Data provided

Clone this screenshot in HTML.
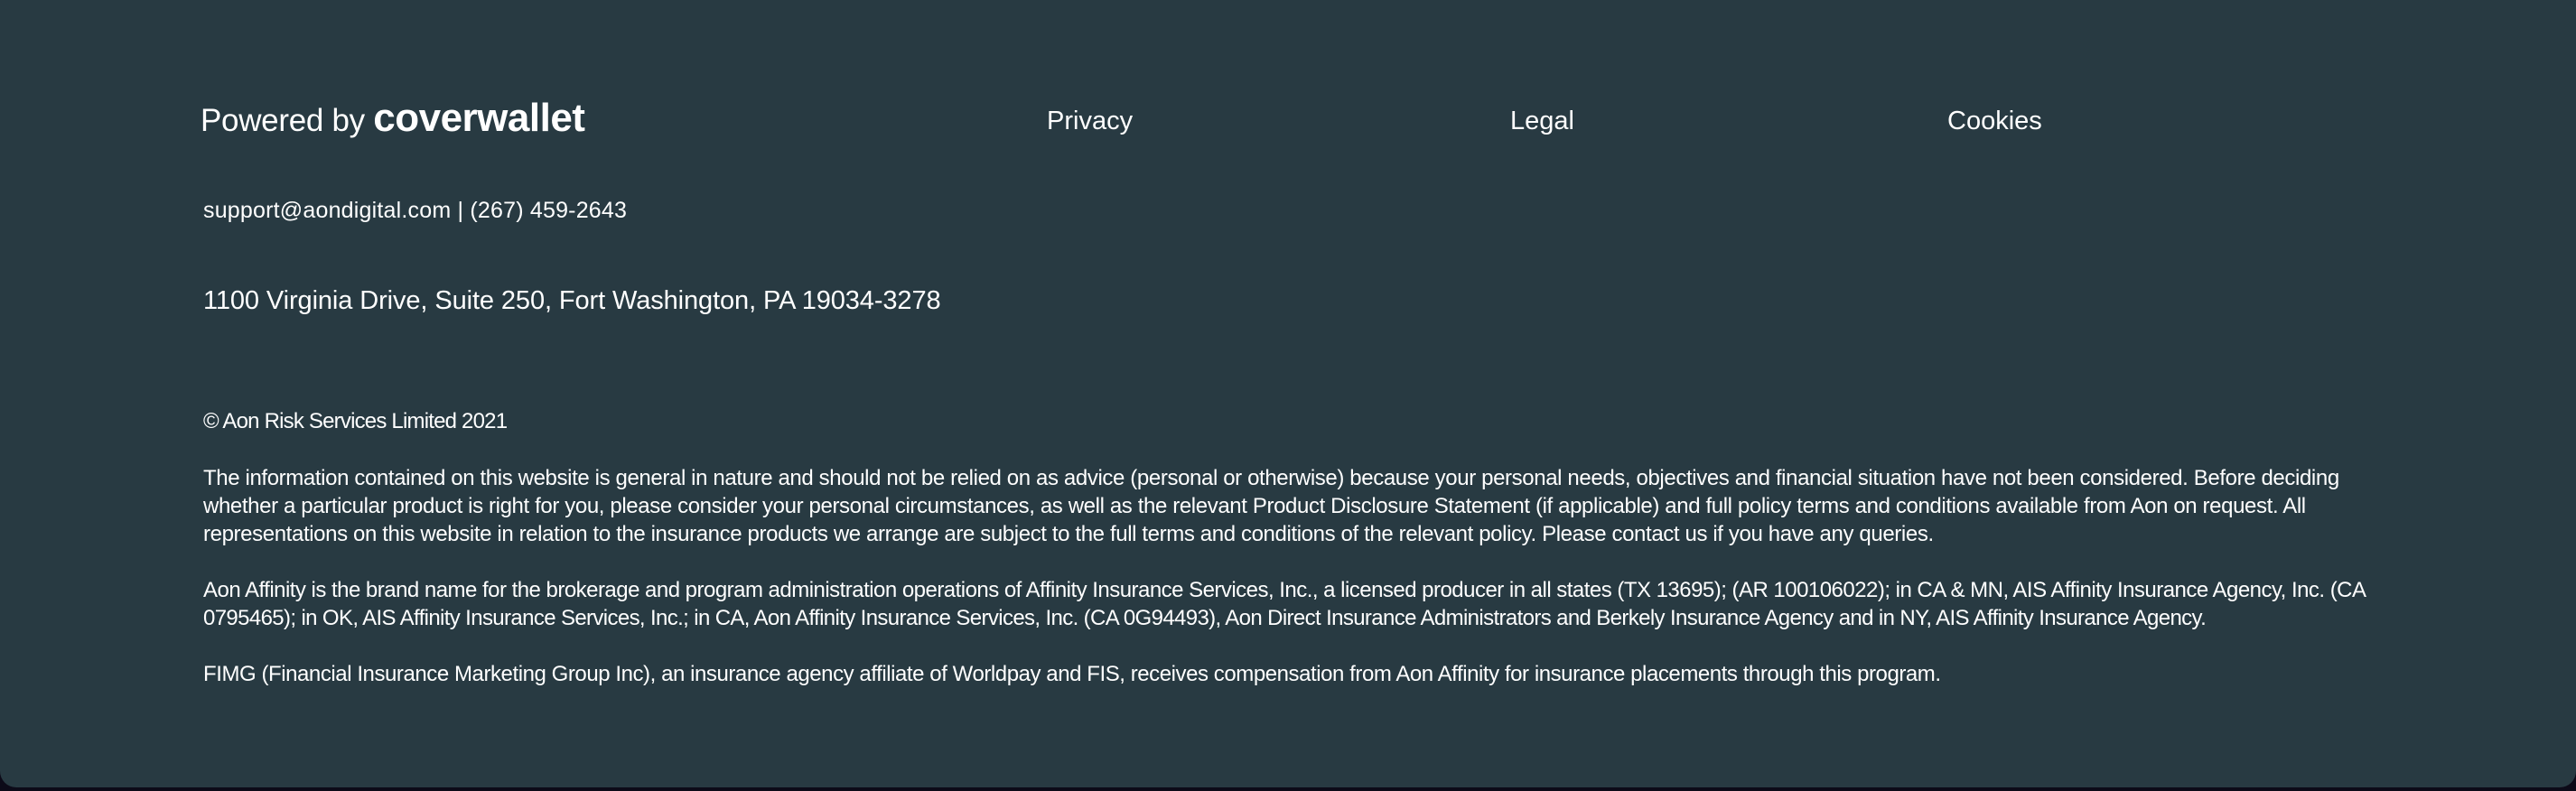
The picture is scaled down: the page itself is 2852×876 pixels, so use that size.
<!DOCTYPE html>
<html><head><meta charset="utf-8"><style>
html,body{margin:0;padding:0;width:2852px;height:876px;background:#0c0a18;overflow:hidden}
.f{position:absolute;left:0;top:0;width:2852px;height:872px;background:#283a42;border-radius:0 0 18px 18px;font-family:"Liberation Sans",sans-serif;color:#fff}
.a{position:absolute;white-space:nowrap}
.p{font-size:24px;line-height:31px}
</style></head><body><div class="f">
<div class="a" style="left:222px;top:106px;font-size:35px;letter-spacing:-0.3px">Powered by <span style="font-weight:bold;font-size:44px;letter-spacing:-0.5px">coverwallet</span></div>
<div class="a" style="left:1159px;top:118px;font-size:29px">Privacy</div>
<div class="a" style="left:1672px;top:118px;font-size:29px">Legal</div>
<div class="a" style="left:2156px;top:118px;font-size:29px">Cookies</div>
<div class="a" style="left:225px;top:219px;font-size:25px;letter-spacing:0.2px">support@aondigital.com | (267) 459-2643</div>
<div class="a" style="left:225px;top:317px;font-size:29px;letter-spacing:-0.1px">1100 Virginia Drive, Suite 250, Fort Washington, PA 19034-3278</div>
<div class="a p" style="left:225px;top:451px;letter-spacing:-0.8px">© Aon Risk Services Limited 2021</div>
<div class="a p" style="left:225px;top:514px;letter-spacing:-0.38px">The information contained on this website is general in nature and should not be relied on as advice (personal or otherwise) because your personal needs, objectives and financial situation have not been considered. Before deciding<br>whether a particular product is right for you, please consider your personal circumstances, as well as the relevant Product Disclosure Statement (if applicable) and full policy terms and conditions available from Aon on request. All<br>representations on this website in relation to the insurance products we arrange are subject to the full terms and conditions of the relevant policy. Please contact us if you have any queries.</div>
<div class="a p" style="left:225px;top:638px;letter-spacing:-0.52px">Aon Affinity is the brand name for the brokerage and program administration operations of Affinity Insurance Services, Inc., a licensed producer in all states (TX 13695); (AR 100106022); in CA &amp; MN, AIS Affinity Insurance Agency, Inc. (CA<br><span style="letter-spacing:-0.63px">0795465); in OK, AIS Affinity Insurance Services, Inc.; in CA, Aon Affinity Insurance Services, Inc. (CA 0G94493), Aon Direct Insurance Administrators and Berkely Insurance Agency and in NY, AIS Affinity Insurance Agency.</span></div>
<div class="a p" style="left:225px;top:731px;letter-spacing:-0.44px">FIMG (Financial Insurance Marketing Group Inc), an insurance agency affiliate of Worldpay and FIS, receives compensation from Aon Affinity for insurance placements through this program.</div>
</div></body></html>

Your instructions
Transcribe the material exactly, keeping every word and none of the pictures.

Exercise answer
Clone this screenshot in HTML.
The picture is scaled down: the page itself is 2852×876 pixels, so use that size.
<!DOCTYPE html>
<html><head><meta charset="utf-8"><style>
html,body{margin:0;padding:0;width:2852px;height:876px;background:#0c0a18;overflow:hidden}
.f{position:absolute;left:0;top:0;width:2852px;height:872px;background:#283a42;border-radius:0 0 18px 18px;font-family:"Liberation Sans",sans-serif;color:#fff}
.a{position:absolute;white-space:nowrap}
.p{font-size:24px;line-height:31px}
</style></head><body><div class="f">
<div class="a" style="left:222px;top:106px;font-size:35px;letter-spacing:-0.3px">Powered by <span style="font-weight:bold;font-size:44px;letter-spacing:-0.5px">coverwallet</span></div>
<div class="a" style="left:1159px;top:118px;font-size:29px">Privacy</div>
<div class="a" style="left:1672px;top:118px;font-size:29px">Legal</div>
<div class="a" style="left:2156px;top:118px;font-size:29px">Cookies</div>
<div class="a" style="left:225px;top:219px;font-size:25px;letter-spacing:0.2px">support@aondigital.com | (267) 459-2643</div>
<div class="a" style="left:225px;top:317px;font-size:29px;letter-spacing:-0.1px">1100 Virginia Drive, Suite 250, Fort Washington, PA 19034-3278</div>
<div class="a p" style="left:225px;top:451px;letter-spacing:-0.8px">© Aon Risk Services Limited 2021</div>
<div class="a p" style="left:225px;top:514px;letter-spacing:-0.38px">The information contained on this website is general in nature and should not be relied on as advice (personal or otherwise) because your personal needs, objectives and financial situation have not been considered. Before deciding<br>whether a particular product is right for you, please consider your personal circumstances, as well as the relevant Product Disclosure Statement (if applicable) and full policy terms and conditions available from Aon on request. All<br>representations on this website in relation to the insurance products we arrange are subject to the full terms and conditions of the relevant policy. Please contact us if you have any queries.</div>
<div class="a p" style="left:225px;top:638px;letter-spacing:-0.52px">Aon Affinity is the brand name for the brokerage and program administration operations of Affinity Insurance Services, Inc., a licensed producer in all states (TX 13695); (AR 100106022); in CA &amp; MN, AIS Affinity Insurance Agency, Inc. (CA<br><span style="letter-spacing:-0.63px">0795465); in OK, AIS Affinity Insurance Services, Inc.; in CA, Aon Affinity Insurance Services, Inc. (CA 0G94493), Aon Direct Insurance Administrators and Berkely Insurance Agency and in NY, AIS Affinity Insurance Agency.</span></div>
<div class="a p" style="left:225px;top:731px;letter-spacing:-0.44px">FIMG (Financial Insurance Marketing Group Inc), an insurance agency affiliate of Worldpay and FIS, receives compensation from Aon Affinity for insurance placements through this program.</div>
</div></body></html>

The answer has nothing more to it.